• **GIVEN EXERCISE**
Count how many lines of the material contain the string "this", then give that number and nothing more.

• **DATA SHOWN**
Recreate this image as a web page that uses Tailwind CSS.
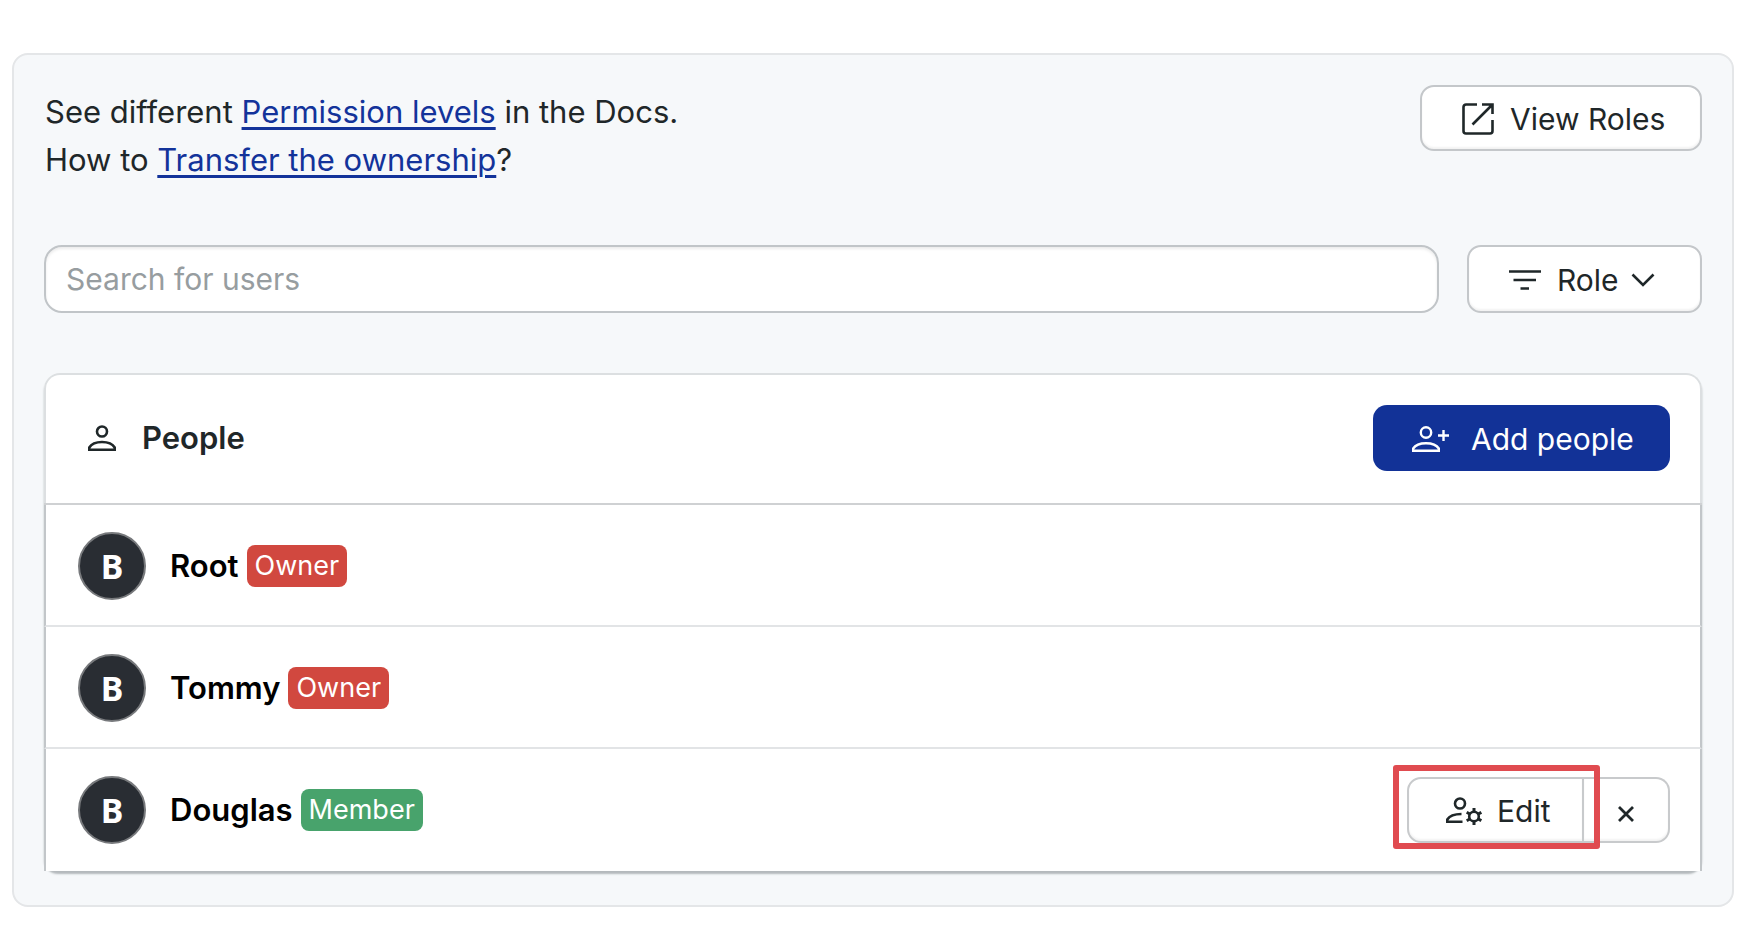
---
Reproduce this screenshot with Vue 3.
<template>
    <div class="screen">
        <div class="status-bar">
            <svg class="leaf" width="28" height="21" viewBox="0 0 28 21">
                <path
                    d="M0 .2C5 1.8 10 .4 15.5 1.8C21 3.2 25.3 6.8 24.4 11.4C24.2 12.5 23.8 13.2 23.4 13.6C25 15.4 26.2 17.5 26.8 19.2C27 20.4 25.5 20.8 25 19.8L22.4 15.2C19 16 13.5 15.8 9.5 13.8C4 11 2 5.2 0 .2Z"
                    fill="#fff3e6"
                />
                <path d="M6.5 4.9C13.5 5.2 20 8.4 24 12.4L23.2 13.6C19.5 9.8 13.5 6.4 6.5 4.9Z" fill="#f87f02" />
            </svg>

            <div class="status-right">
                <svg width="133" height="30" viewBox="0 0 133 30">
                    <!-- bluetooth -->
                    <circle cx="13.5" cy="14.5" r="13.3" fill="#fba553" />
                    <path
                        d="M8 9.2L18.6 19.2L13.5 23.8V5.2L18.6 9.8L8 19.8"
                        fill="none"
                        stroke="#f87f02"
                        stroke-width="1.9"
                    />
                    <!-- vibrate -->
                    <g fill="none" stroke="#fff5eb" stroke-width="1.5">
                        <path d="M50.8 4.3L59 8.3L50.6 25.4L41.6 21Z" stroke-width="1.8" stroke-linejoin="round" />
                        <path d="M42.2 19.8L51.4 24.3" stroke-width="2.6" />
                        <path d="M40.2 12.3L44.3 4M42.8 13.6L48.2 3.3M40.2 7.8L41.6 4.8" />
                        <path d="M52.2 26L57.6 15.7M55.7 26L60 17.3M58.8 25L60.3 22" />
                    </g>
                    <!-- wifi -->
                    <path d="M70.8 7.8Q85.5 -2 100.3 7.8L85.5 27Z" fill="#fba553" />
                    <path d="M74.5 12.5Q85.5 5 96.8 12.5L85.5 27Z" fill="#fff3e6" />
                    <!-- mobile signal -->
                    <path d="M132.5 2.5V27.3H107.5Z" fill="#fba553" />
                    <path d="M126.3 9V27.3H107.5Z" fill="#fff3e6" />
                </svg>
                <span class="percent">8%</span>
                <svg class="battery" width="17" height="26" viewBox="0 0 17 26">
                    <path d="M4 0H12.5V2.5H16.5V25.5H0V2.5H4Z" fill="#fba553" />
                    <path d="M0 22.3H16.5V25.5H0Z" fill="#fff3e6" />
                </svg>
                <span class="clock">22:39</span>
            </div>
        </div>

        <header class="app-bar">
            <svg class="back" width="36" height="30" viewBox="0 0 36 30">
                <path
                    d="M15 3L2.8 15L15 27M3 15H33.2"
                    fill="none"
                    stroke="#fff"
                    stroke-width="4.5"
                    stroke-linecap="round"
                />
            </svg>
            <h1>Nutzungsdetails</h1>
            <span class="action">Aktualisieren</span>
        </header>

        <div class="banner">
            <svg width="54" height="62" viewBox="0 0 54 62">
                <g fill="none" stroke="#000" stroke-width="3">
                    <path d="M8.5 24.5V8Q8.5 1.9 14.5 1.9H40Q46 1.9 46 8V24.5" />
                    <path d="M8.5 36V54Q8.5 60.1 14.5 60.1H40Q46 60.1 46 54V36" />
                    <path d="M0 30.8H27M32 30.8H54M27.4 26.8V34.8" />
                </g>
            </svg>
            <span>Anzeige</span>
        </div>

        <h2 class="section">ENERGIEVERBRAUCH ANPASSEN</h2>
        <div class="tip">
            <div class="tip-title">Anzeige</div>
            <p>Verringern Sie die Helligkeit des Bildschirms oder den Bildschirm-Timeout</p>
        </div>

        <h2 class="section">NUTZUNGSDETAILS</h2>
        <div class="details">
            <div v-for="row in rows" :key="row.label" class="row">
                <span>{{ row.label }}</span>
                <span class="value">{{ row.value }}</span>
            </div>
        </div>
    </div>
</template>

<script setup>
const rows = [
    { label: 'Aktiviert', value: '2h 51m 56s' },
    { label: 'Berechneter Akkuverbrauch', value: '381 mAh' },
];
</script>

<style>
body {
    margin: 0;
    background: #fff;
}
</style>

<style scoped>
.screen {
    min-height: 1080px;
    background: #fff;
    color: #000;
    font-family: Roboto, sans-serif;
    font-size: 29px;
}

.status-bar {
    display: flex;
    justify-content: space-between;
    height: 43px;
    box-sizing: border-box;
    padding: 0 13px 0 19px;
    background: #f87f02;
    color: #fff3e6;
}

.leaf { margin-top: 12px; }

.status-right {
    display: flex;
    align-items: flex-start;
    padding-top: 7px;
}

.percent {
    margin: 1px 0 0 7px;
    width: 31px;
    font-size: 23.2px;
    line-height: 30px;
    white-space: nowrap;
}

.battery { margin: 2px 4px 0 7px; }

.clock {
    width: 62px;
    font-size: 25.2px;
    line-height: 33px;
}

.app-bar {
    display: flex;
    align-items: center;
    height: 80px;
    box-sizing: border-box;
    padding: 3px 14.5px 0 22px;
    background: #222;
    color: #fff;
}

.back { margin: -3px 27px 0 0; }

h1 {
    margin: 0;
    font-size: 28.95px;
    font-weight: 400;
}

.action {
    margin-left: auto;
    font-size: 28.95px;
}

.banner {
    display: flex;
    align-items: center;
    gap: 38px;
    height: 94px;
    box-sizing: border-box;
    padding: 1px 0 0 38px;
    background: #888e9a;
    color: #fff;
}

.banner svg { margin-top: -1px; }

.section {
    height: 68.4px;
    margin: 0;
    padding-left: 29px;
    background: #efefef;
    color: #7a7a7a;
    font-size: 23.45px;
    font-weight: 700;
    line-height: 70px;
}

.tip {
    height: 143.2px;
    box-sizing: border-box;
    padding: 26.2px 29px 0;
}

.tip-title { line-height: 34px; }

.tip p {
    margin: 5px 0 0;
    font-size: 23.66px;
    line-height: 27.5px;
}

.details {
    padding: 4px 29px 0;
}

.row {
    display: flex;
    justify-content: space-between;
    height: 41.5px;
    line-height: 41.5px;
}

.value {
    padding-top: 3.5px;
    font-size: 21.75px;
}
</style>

• **FINISHED ANSWER**
2